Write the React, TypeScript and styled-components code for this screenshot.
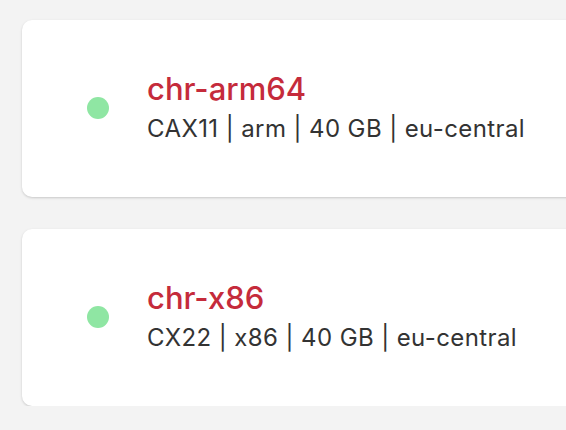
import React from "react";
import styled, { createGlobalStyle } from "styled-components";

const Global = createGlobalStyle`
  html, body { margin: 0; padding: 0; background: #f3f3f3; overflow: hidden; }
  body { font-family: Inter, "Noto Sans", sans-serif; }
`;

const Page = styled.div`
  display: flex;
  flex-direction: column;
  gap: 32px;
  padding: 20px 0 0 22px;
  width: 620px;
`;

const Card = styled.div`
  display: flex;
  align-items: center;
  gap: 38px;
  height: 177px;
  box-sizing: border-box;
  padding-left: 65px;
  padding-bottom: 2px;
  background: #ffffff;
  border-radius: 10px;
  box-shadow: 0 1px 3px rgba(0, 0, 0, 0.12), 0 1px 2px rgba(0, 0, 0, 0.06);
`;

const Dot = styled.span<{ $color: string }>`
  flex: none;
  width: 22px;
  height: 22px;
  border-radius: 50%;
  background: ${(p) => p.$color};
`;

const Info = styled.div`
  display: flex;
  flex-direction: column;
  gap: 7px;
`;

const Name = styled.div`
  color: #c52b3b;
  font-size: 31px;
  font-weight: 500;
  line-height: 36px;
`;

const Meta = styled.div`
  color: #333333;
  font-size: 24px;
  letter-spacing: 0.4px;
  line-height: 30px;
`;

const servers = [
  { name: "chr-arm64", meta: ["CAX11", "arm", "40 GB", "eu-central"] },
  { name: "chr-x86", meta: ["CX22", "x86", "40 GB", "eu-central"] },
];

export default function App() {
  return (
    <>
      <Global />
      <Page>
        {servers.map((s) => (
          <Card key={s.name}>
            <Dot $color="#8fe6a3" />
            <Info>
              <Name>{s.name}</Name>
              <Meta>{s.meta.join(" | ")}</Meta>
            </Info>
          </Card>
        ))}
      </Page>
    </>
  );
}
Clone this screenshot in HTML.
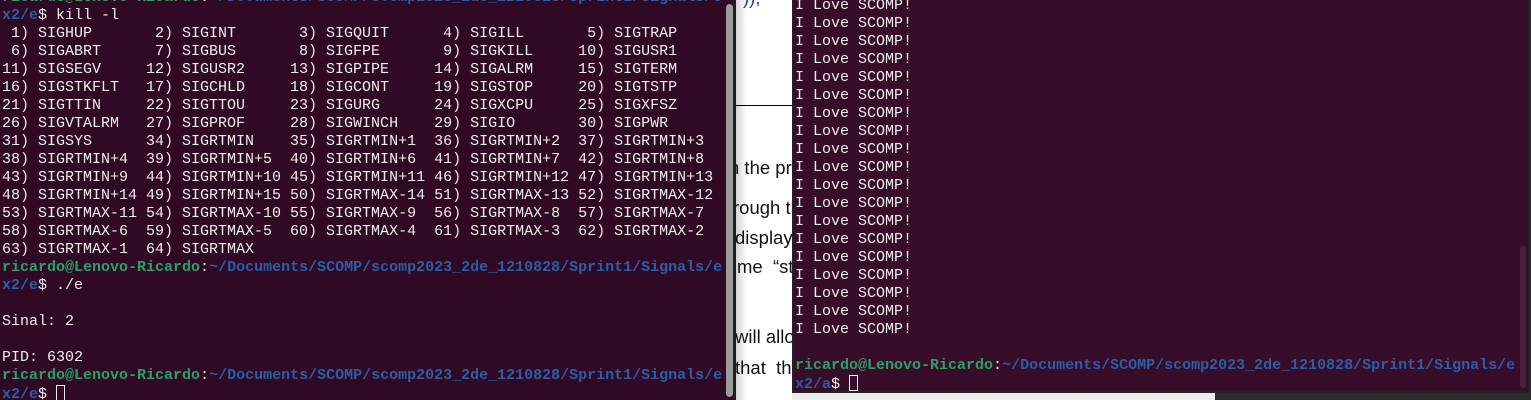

Stated task: Repeat the data exactly, without the pictures.

Result for this exercise:
Write the React, TypeScript and styled-components code for this screenshot.
import React from "react";
import styled, { createGlobalStyle } from "styled-components";

const Global = createGlobalStyle`
  html, body { margin: 0; padding: 0; background: #f3f3f3; overflow: hidden; }
  body { font-family: Inter, "Noto Sans", sans-serif; }
`;

const Page = styled.div`
  display: flex;
  flex-direction: column;
  gap: 32px;
  padding: 20px 0 0 22px;
  width: 620px;
`;

const Card = styled.div`
  display: flex;
  align-items: center;
  gap: 38px;
  height: 177px;
  box-sizing: border-box;
  padding-left: 65px;
  padding-bottom: 2px;
  background: #ffffff;
  border-radius: 10px;
  box-shadow: 0 1px 3px rgba(0, 0, 0, 0.12), 0 1px 2px rgba(0, 0, 0, 0.06);
`;

const Dot = styled.span<{ $color: string }>`
  flex: none;
  width: 22px;
  height: 22px;
  border-radius: 50%;
  background: ${(p) => p.$color};
`;

const Info = styled.div`
  display: flex;
  flex-direction: column;
  gap: 7px;
`;

const Name = styled.div`
  color: #c52b3b;
  font-size: 31px;
  font-weight: 500;
  line-height: 36px;
`;

const Meta = styled.div`
  color: #333333;
  font-size: 24px;
  letter-spacing: 0.4px;
  line-height: 30px;
`;

const servers = [
  { name: "chr-arm64", meta: ["CAX11", "arm", "40 GB", "eu-central"] },
  { name: "chr-x86", meta: ["CX22", "x86", "40 GB", "eu-central"] },
];

export default function App() {
  return (
    <>
      <Global />
      <Page>
        {servers.map((s) => (
          <Card key={s.name}>
            <Dot $color="#8fe6a3" />
            <Info>
              <Name>{s.name}</Name>
              <Meta>{s.meta.join(" | ")}</Meta>
            </Info>
          </Card>
        ))}
      </Page>
    </>
  );
}
Clone this screenshot in HTML.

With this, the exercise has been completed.